Josh first flew guests and Scriptures to Vivigani—an airstrip on Goodenough Island—in the Kodiak. Then, Gavin completed the journey via helicopter. “The helicopter saved the visitors a 12- to 24-hour boat ride on rough waters,” Gavin said. “It was only a 13-minute flight in the helicopter.”

Landing the helicopter in Nubogeta was a demanding process. Gavin had to land on the village’s soccer field, the only flat spot on the island. And strong winds can make landing and takeoff tricky. Josh summed up the skills of the PNG helicopter pilots: “I’m impressed with our helicopter pilots and the work they do in this country!”

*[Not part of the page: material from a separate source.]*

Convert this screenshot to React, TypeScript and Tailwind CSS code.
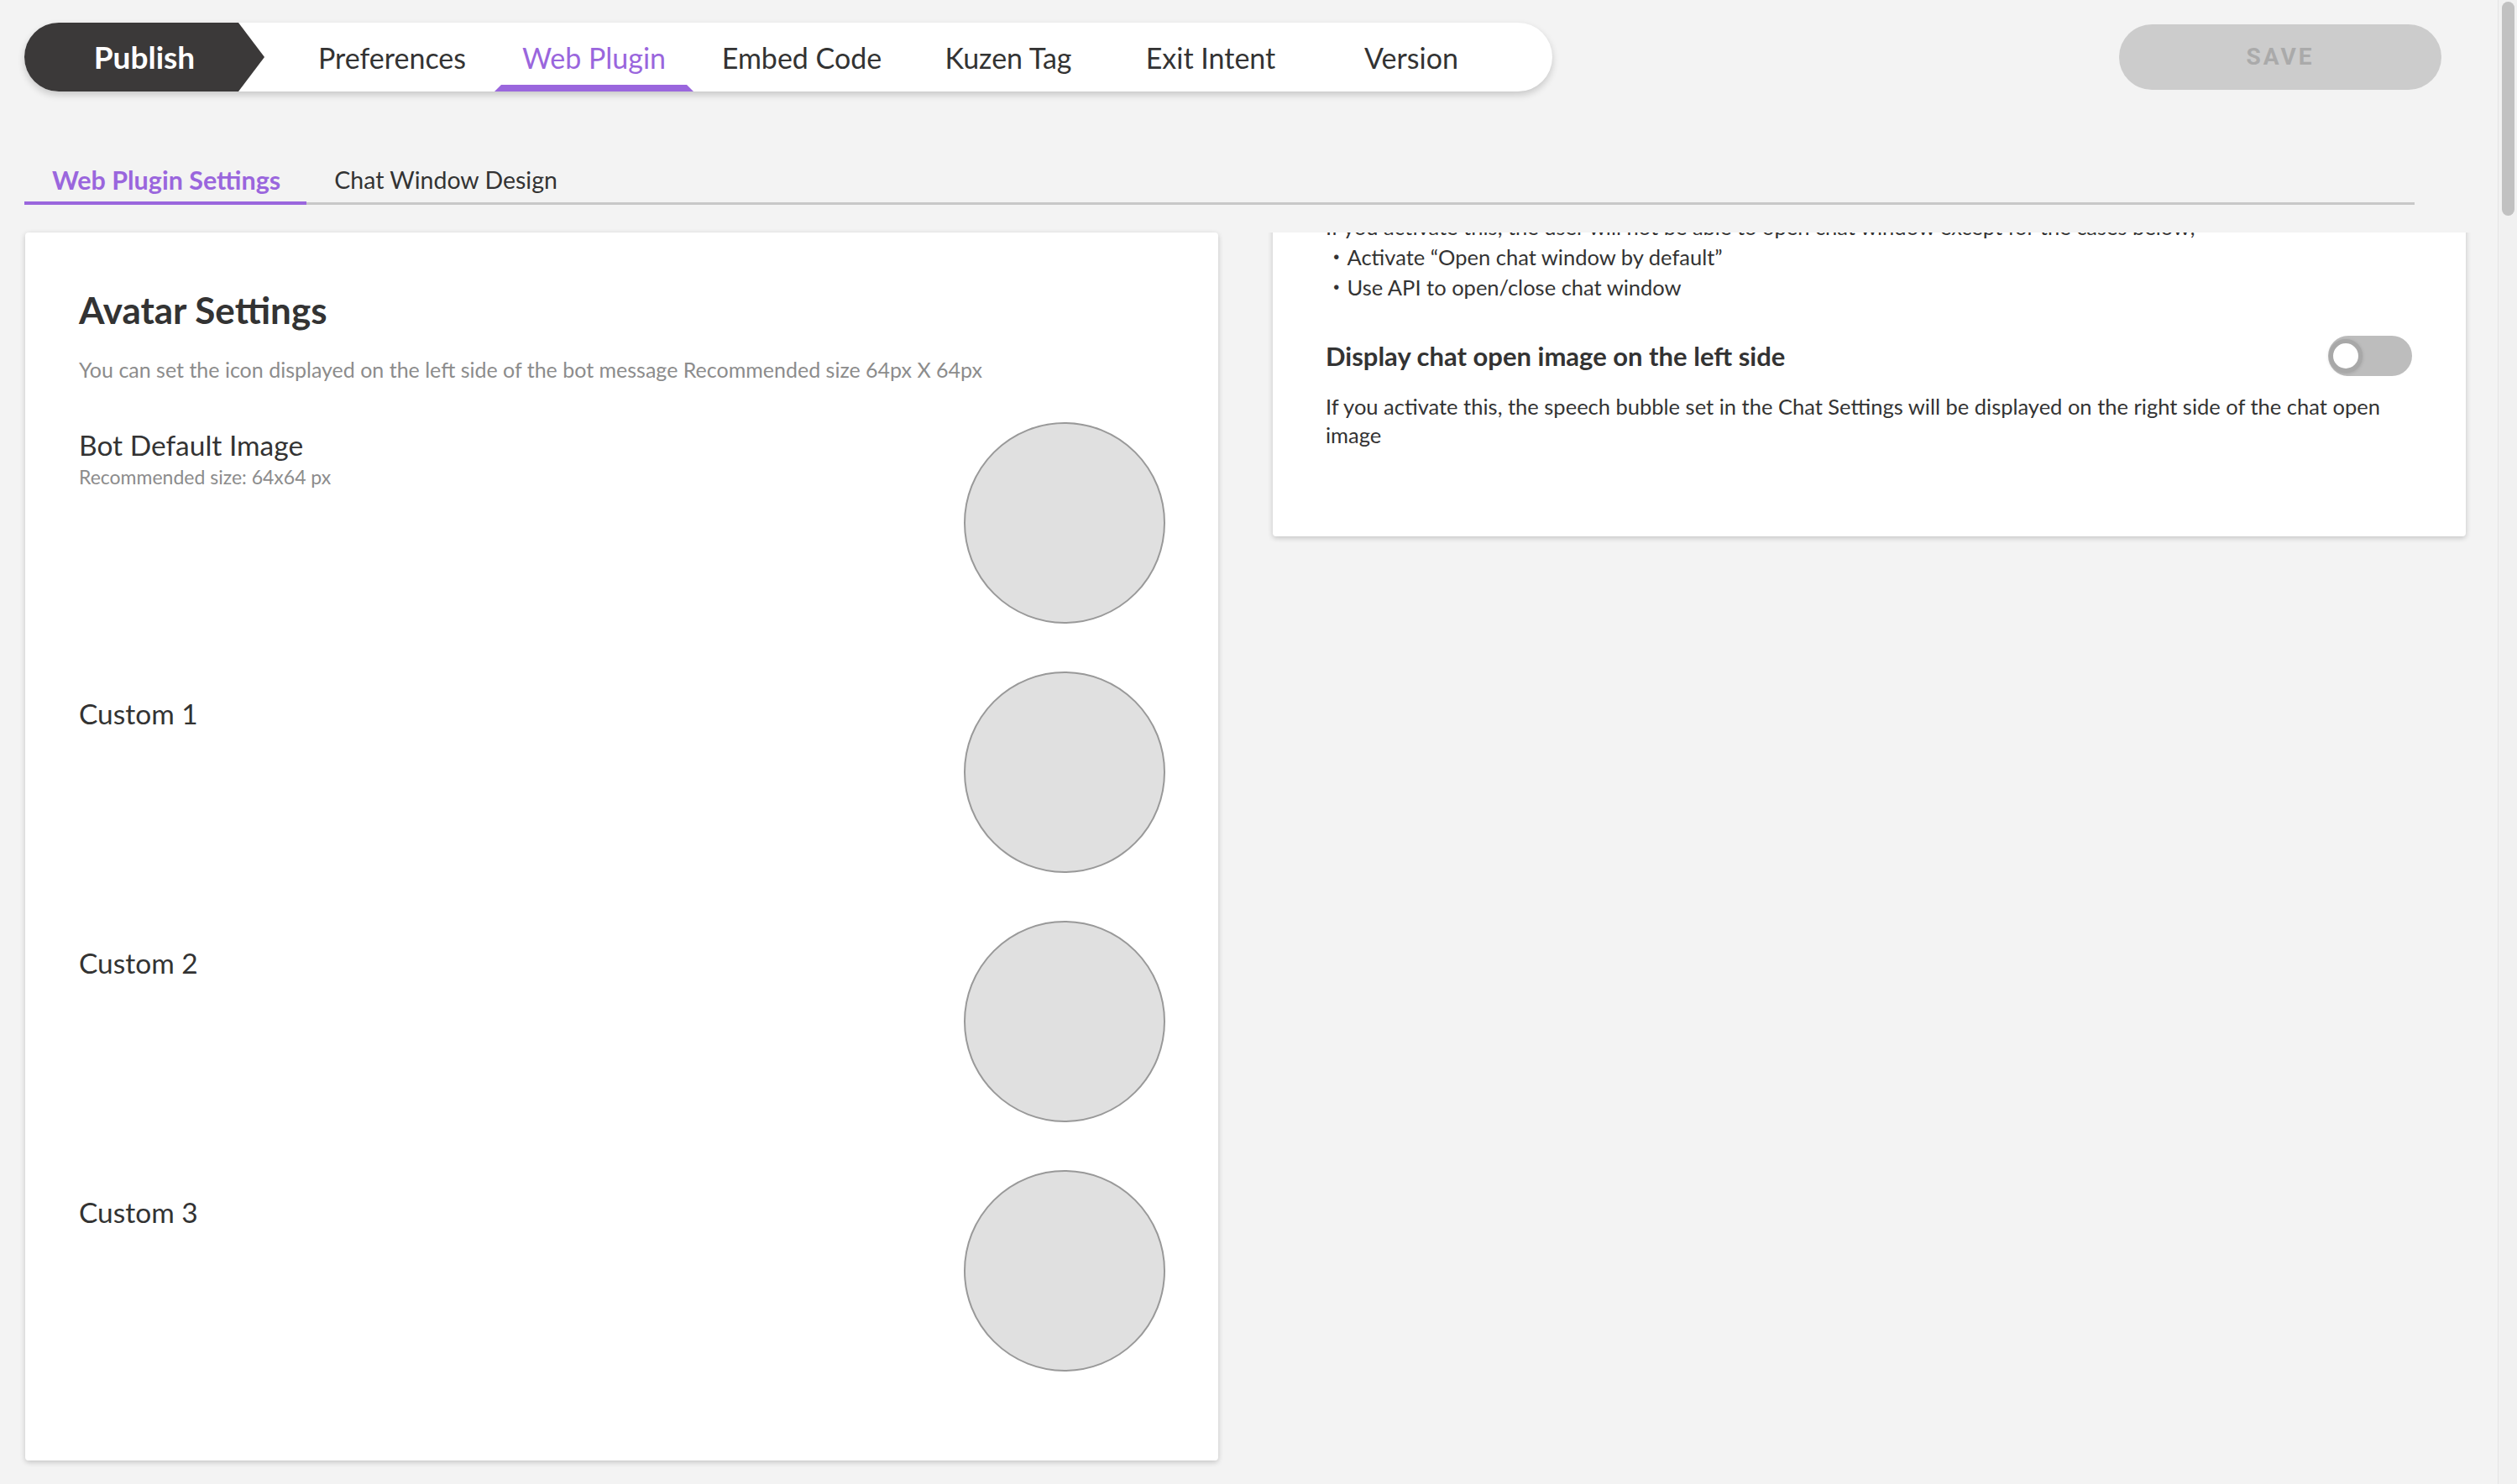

The soccer field-turned helipad Photo credit Josh Eicholtz

Gavin’s always amazed at the ruggedness and remoteness of PNG, which creates many challenges for travel. “The helicopter quickly and efficiently bypasses many of PNG’s transportation challenges.”

Since most of our overseas partners have transitioned from piston-powered to turbine-powered helicopters, JAARS is replacing our piston-powered helicopter with a turbine-powered R66 to better equip pilots who train at JAARS.

Gavin says, “A turbine [powered] helicopter will equip pilots in training far better for the equipment they’ll be using on the field. The things they learn in such a machine at JAARS will be far more applicable to the world we fly in here, and we won’t need to deal with negative habits learned in a piston helicopter that need to be unlearned in a turbine.”